9. Cheating Chaos mostra como as pessoas podem aproveitar a vida mesmo em situações de adversidade, como nos casos de tragédias, stress, luto etc. O amadurecimento, que poucas pessoas atingem, gera a capacidade de transformar eventos negativos em novas soluções, desafios em oportunidades. Para isso, precisamos de unselfconscious self-assurance (autoconfiança sem autoconsciência – não sei se é a melhor tradução), estar abertos para o ambiente e envolvidos nele. O capítulo termina resumindo as regras para desenvolver um self autotélico: definir objetivos, desenvolver habilidades, ser sensitivo a feedbacks, concentrar-se, envolver-se e imergir na atividade, prestar atenção ao que está acontecendo e à interação (em vez de se preocupar com o self) e aprender a fruir a experiência imediata.

10. The Making of Meaning, por fim, procura mostrar como as pessoas podem juntar toda a experiência e transformá-la em um padrão significativo, transformando a vida em uma experiência de fluxo. Para isso, é preciso cultivar propósitos (baseados na razão e em escolhas), perpetuar uma dialética entre o self e o outro, a reflexão e a ação, integração e diferenciação, e evitar alterar constantemente os objetivos. Isso traz harmonia interior e um tema para a vida. Tudo isso é pensado, no capítulo, também em função da cultura.

As Notes têm as referências utilizadas para a construção do texto e uma série de comentários, e o livro termina com as References (bibliografia) e uma passagem sobre criatividade retirada de Creativity: flow and the psychology of discovery and invention.

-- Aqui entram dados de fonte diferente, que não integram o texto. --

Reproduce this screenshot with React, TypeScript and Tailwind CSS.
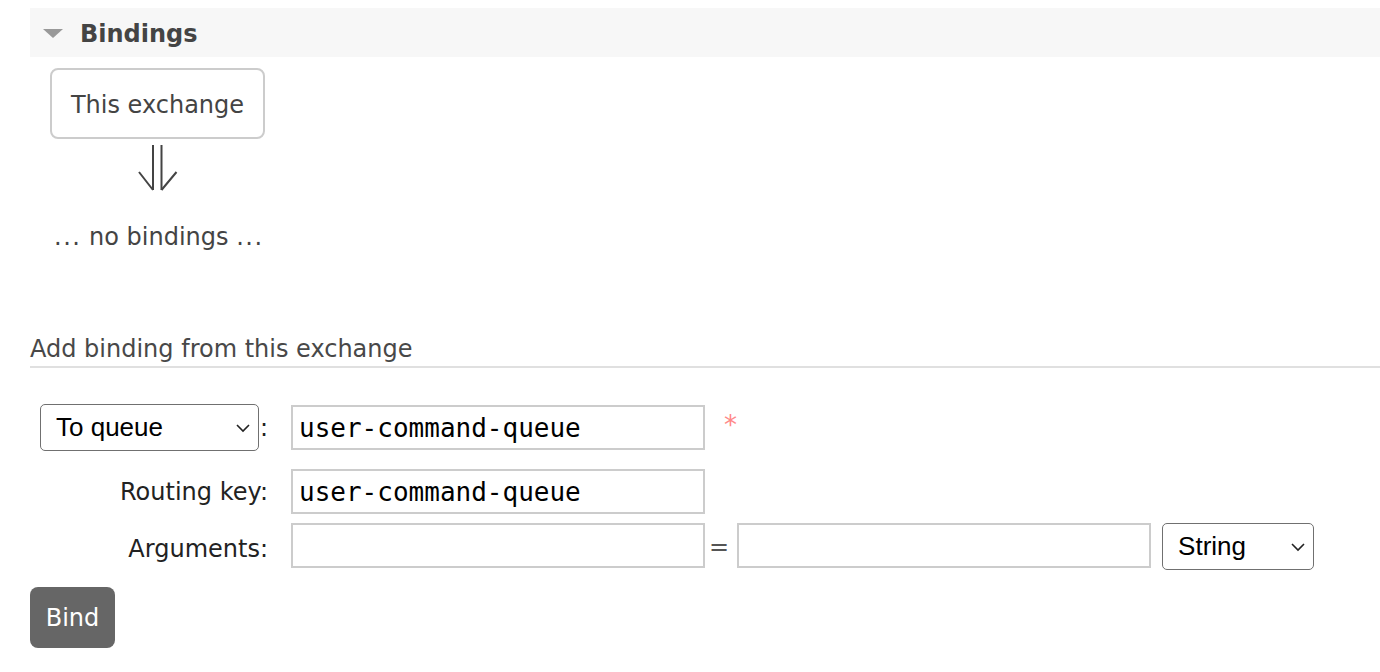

Em alguns momentos, incomodou-me o fato de o livro exagerar (inclusive com exemplos) na idéia de que, mesmo em campos de concentrações, ou em condições de extrema pobreza, as pessoas podem ser muito felizes. Também fiquei em dúvida, muitas vezes, como pensar os nativos digitais multi-tasks em toda essa teoria. E como conciliar a idéia de senso crítico com a de fluxo? Mesmo com o capítulo final, resta a dúvida sobre quanto tempo dura um estado de fluxo, o que acontece antes e depois etc. Mas foi uma leitura muito agradável neste meu recesso de verão.